**What to produce**
Transcribe all of the data exactly. Omit the pictures.

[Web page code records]
----------------------------------------
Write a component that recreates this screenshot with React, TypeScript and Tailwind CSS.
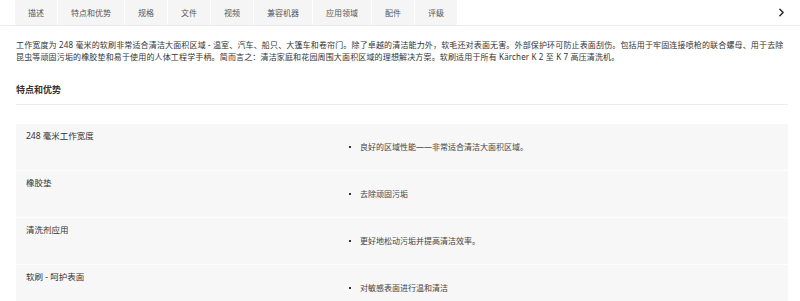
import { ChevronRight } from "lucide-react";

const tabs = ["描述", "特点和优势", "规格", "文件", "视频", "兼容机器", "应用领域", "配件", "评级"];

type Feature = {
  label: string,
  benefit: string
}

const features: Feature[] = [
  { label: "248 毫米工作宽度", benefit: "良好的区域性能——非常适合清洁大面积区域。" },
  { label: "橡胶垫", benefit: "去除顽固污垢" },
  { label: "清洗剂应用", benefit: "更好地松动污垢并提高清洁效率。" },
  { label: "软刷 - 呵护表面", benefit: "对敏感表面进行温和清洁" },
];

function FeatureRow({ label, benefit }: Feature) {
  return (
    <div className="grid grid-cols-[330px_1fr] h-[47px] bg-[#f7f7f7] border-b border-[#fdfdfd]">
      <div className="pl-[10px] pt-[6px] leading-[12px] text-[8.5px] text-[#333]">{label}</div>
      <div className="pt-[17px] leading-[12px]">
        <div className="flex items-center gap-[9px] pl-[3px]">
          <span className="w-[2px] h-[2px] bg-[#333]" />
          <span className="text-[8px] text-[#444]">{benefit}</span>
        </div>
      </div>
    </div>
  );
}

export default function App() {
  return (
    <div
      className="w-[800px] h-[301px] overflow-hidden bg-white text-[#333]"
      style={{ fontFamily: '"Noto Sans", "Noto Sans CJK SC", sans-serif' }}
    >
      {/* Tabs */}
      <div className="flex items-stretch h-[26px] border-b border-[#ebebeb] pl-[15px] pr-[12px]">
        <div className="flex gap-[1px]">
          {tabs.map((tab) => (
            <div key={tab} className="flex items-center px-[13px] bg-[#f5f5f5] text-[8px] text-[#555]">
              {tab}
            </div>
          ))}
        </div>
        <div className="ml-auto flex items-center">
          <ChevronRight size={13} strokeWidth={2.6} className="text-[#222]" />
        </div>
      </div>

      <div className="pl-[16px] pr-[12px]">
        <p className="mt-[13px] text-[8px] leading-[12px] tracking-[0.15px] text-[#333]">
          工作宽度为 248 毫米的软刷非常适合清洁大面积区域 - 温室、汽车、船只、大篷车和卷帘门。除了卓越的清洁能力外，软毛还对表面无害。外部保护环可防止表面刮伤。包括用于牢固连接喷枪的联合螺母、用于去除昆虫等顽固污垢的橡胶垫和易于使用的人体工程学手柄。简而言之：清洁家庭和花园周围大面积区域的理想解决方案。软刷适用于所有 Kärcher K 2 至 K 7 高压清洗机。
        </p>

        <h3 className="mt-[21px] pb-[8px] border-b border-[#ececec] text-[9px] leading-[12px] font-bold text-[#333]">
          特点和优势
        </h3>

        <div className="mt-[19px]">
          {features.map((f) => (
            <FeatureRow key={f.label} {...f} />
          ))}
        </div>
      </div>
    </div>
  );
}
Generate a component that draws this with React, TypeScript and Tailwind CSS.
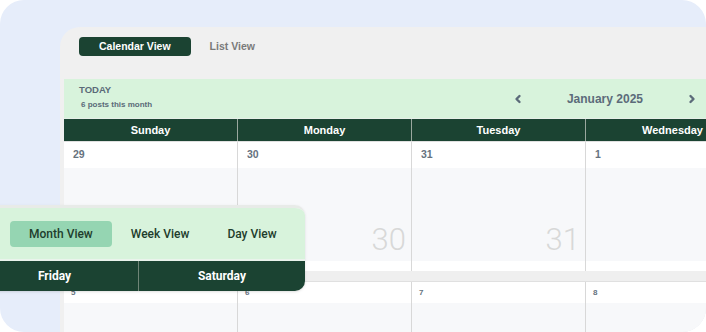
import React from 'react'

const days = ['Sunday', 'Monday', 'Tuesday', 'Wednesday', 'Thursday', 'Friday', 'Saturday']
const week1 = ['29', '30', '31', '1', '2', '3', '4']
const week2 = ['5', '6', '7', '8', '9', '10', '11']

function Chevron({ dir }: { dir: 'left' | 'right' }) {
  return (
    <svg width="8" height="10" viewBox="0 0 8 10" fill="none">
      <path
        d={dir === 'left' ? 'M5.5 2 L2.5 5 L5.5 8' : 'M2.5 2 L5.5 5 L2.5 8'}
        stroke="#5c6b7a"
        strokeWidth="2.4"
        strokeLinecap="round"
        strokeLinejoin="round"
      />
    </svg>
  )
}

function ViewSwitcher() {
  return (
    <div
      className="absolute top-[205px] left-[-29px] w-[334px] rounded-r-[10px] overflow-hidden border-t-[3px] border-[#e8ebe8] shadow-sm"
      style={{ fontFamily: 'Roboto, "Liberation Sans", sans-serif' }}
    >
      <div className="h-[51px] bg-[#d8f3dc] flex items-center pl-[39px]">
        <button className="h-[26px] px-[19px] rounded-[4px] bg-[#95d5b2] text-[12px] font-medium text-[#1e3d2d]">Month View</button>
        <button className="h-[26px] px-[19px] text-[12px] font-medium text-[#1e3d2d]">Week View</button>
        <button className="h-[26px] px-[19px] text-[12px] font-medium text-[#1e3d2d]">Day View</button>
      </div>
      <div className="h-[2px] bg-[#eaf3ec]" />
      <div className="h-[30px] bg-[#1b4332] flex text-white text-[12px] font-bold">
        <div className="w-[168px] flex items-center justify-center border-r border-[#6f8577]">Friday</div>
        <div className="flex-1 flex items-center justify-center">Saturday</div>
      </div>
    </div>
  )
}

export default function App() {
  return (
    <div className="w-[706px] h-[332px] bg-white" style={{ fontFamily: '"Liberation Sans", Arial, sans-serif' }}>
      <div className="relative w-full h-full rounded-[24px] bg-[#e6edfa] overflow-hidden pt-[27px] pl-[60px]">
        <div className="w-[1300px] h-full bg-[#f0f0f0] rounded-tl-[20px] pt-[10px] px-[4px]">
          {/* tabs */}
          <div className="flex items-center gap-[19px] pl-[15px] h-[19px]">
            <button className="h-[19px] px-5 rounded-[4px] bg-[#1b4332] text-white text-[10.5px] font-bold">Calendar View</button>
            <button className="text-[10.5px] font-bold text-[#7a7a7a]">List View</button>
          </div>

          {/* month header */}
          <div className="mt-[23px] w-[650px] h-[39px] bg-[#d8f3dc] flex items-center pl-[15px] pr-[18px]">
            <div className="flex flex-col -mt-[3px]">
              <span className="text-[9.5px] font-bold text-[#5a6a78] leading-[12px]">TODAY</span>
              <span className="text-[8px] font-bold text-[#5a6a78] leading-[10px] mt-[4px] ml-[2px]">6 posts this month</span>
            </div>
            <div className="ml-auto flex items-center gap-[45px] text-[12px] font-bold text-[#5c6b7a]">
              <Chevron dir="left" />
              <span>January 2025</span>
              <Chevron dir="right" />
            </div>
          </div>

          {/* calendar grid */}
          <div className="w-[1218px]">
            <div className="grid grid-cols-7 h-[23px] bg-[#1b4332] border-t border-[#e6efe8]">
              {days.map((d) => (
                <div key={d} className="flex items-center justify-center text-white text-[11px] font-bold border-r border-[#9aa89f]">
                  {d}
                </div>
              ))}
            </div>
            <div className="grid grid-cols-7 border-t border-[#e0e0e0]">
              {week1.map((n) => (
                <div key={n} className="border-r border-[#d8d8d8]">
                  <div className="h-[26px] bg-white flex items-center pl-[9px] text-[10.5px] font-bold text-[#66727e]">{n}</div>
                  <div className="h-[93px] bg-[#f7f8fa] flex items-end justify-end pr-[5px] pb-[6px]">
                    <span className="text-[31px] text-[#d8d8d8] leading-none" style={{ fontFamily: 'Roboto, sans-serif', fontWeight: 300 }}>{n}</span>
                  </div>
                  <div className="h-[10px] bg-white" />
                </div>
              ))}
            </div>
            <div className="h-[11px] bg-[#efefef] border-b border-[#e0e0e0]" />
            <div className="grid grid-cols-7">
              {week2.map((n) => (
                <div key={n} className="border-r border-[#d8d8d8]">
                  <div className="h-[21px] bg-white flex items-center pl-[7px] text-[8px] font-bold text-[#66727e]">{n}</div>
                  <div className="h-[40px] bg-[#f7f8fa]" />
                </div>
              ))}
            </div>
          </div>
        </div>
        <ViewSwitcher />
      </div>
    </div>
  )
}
----------------------------------------
**Result of the task**
Write a component that recreates this screenshot with React, TypeScript and Tailwind CSS.
import { ChevronRight } from "lucide-react";

const tabs = ["描述", "特点和优势", "规格", "文件", "视频", "兼容机器", "应用领域", "配件", "评级"];

type Feature = {
  label: string,
  benefit: string
}

const features: Feature[] = [
  { label: "248 毫米工作宽度", benefit: "良好的区域性能——非常适合清洁大面积区域。" },
  { label: "橡胶垫", benefit: "去除顽固污垢" },
  { label: "清洗剂应用", benefit: "更好地松动污垢并提高清洁效率。" },
  { label: "软刷 - 呵护表面", benefit: "对敏感表面进行温和清洁" },
];

function FeatureRow({ label, benefit }: Feature) {
  return (
    <div className="grid grid-cols-[330px_1fr] h-[47px] bg-[#f7f7f7] border-b border-[#fdfdfd]">
      <div className="pl-[10px] pt-[6px] leading-[12px] text-[8.5px] text-[#333]">{label}</div>
      <div className="pt-[17px] leading-[12px]">
        <div className="flex items-center gap-[9px] pl-[3px]">
          <span className="w-[2px] h-[2px] bg-[#333]" />
          <span className="text-[8px] text-[#444]">{benefit}</span>
        </div>
      </div>
    </div>
  );
}

export default function App() {
  return (
    <div
      className="w-[800px] h-[301px] overflow-hidden bg-white text-[#333]"
      style={{ fontFamily: '"Noto Sans", "Noto Sans CJK SC", sans-serif' }}
    >
      {/* Tabs */}
      <div className="flex items-stretch h-[26px] border-b border-[#ebebeb] pl-[15px] pr-[12px]">
        <div className="flex gap-[1px]">
          {tabs.map((tab) => (
            <div key={tab} className="flex items-center px-[13px] bg-[#f5f5f5] text-[8px] text-[#555]">
              {tab}
            </div>
          ))}
        </div>
        <div className="ml-auto flex items-center">
          <ChevronRight size={13} strokeWidth={2.6} className="text-[#222]" />
        </div>
      </div>

      <div className="pl-[16px] pr-[12px]">
        <p className="mt-[13px] text-[8px] leading-[12px] tracking-[0.15px] text-[#333]">
          工作宽度为 248 毫米的软刷非常适合清洁大面积区域 - 温室、汽车、船只、大篷车和卷帘门。除了卓越的清洁能力外，软毛还对表面无害。外部保护环可防止表面刮伤。包括用于牢固连接喷枪的联合螺母、用于去除昆虫等顽固污垢的橡胶垫和易于使用的人体工程学手柄。简而言之：清洁家庭和花园周围大面积区域的理想解决方案。软刷适用于所有 Kärcher K 2 至 K 7 高压清洗机。
        </p>

        <h3 className="mt-[21px] pb-[8px] border-b border-[#ececec] text-[9px] leading-[12px] font-bold text-[#333]">
          特点和优势
        </h3>

        <div className="mt-[19px]">
          {features.map((f) => (
            <FeatureRow key={f.label} {...f} />
          ))}
        </div>
      </div>
    </div>
  );
}
Generate a component that draws this with React, TypeScript and Tailwind CSS.
import React from 'react'

const days = ['Sunday', 'Monday', 'Tuesday', 'Wednesday', 'Thursday', 'Friday', 'Saturday']
const week1 = ['29', '30', '31', '1', '2', '3', '4']
const week2 = ['5', '6', '7', '8', '9', '10', '11']

function Chevron({ dir }: { dir: 'left' | 'right' }) {
  return (
    <svg width="8" height="10" viewBox="0 0 8 10" fill="none">
      <path
        d={dir === 'left' ? 'M5.5 2 L2.5 5 L5.5 8' : 'M2.5 2 L5.5 5 L2.5 8'}
        stroke="#5c6b7a"
        strokeWidth="2.4"
        strokeLinecap="round"
        strokeLinejoin="round"
      />
    </svg>
  )
}

function ViewSwitcher() {
  return (
    <div
      className="absolute top-[205px] left-[-29px] w-[334px] rounded-r-[10px] overflow-hidden border-t-[3px] border-[#e8ebe8] shadow-sm"
      style={{ fontFamily: 'Roboto, "Liberation Sans", sans-serif' }}
    >
      <div className="h-[51px] bg-[#d8f3dc] flex items-center pl-[39px]">
        <button className="h-[26px] px-[19px] rounded-[4px] bg-[#95d5b2] text-[12px] font-medium text-[#1e3d2d]">Month View</button>
        <button className="h-[26px] px-[19px] text-[12px] font-medium text-[#1e3d2d]">Week View</button>
        <button className="h-[26px] px-[19px] text-[12px] font-medium text-[#1e3d2d]">Day View</button>
      </div>
      <div className="h-[2px] bg-[#eaf3ec]" />
      <div className="h-[30px] bg-[#1b4332] flex text-white text-[12px] font-bold">
        <div className="w-[168px] flex items-center justify-center border-r border-[#6f8577]">Friday</div>
        <div className="flex-1 flex items-center justify-center">Saturday</div>
      </div>
    </div>
  )
}

export default function App() {
  return (
    <div className="w-[706px] h-[332px] bg-white" style={{ fontFamily: '"Liberation Sans", Arial, sans-serif' }}>
      <div className="relative w-full h-full rounded-[24px] bg-[#e6edfa] overflow-hidden pt-[27px] pl-[60px]">
        <div className="w-[1300px] h-full bg-[#f0f0f0] rounded-tl-[20px] pt-[10px] px-[4px]">
          {/* tabs */}
          <div className="flex items-center gap-[19px] pl-[15px] h-[19px]">
            <button className="h-[19px] px-5 rounded-[4px] bg-[#1b4332] text-white text-[10.5px] font-bold">Calendar View</button>
            <button className="text-[10.5px] font-bold text-[#7a7a7a]">List View</button>
          </div>

          {/* month header */}
          <div className="mt-[23px] w-[650px] h-[39px] bg-[#d8f3dc] flex items-center pl-[15px] pr-[18px]">
            <div className="flex flex-col -mt-[3px]">
              <span className="text-[9.5px] font-bold text-[#5a6a78] leading-[12px]">TODAY</span>
              <span className="text-[8px] font-bold text-[#5a6a78] leading-[10px] mt-[4px] ml-[2px]">6 posts this month</span>
            </div>
            <div className="ml-auto flex items-center gap-[45px] text-[12px] font-bold text-[#5c6b7a]">
              <Chevron dir="left" />
              <span>January 2025</span>
              <Chevron dir="right" />
            </div>
          </div>

          {/* calendar grid */}
          <div className="w-[1218px]">
            <div className="grid grid-cols-7 h-[23px] bg-[#1b4332] border-t border-[#e6efe8]">
              {days.map((d) => (
                <div key={d} className="flex items-center justify-center text-white text-[11px] font-bold border-r border-[#9aa89f]">
                  {d}
                </div>
              ))}
            </div>
            <div className="grid grid-cols-7 border-t border-[#e0e0e0]">
              {week1.map((n) => (
                <div key={n} className="border-r border-[#d8d8d8]">
                  <div className="h-[26px] bg-white flex items-center pl-[9px] text-[10.5px] font-bold text-[#66727e]">{n}</div>
                  <div className="h-[93px] bg-[#f7f8fa] flex items-end justify-end pr-[5px] pb-[6px]">
                    <span className="text-[31px] text-[#d8d8d8] leading-none" style={{ fontFamily: 'Roboto, sans-serif', fontWeight: 300 }}>{n}</span>
                  </div>
                  <div className="h-[10px] bg-white" />
                </div>
              ))}
            </div>
            <div className="h-[11px] bg-[#efefef] border-b border-[#e0e0e0]" />
            <div className="grid grid-cols-7">
              {week2.map((n) => (
                <div key={n} className="border-r border-[#d8d8d8]">
                  <div className="h-[21px] bg-white flex items-center pl-[7px] text-[8px] font-bold text-[#66727e]">{n}</div>
                  <div className="h-[40px] bg-[#f7f8fa]" />
                </div>
              ))}
            </div>
          </div>
        </div>
        <ViewSwitcher />
      </div>
    </div>
  )
}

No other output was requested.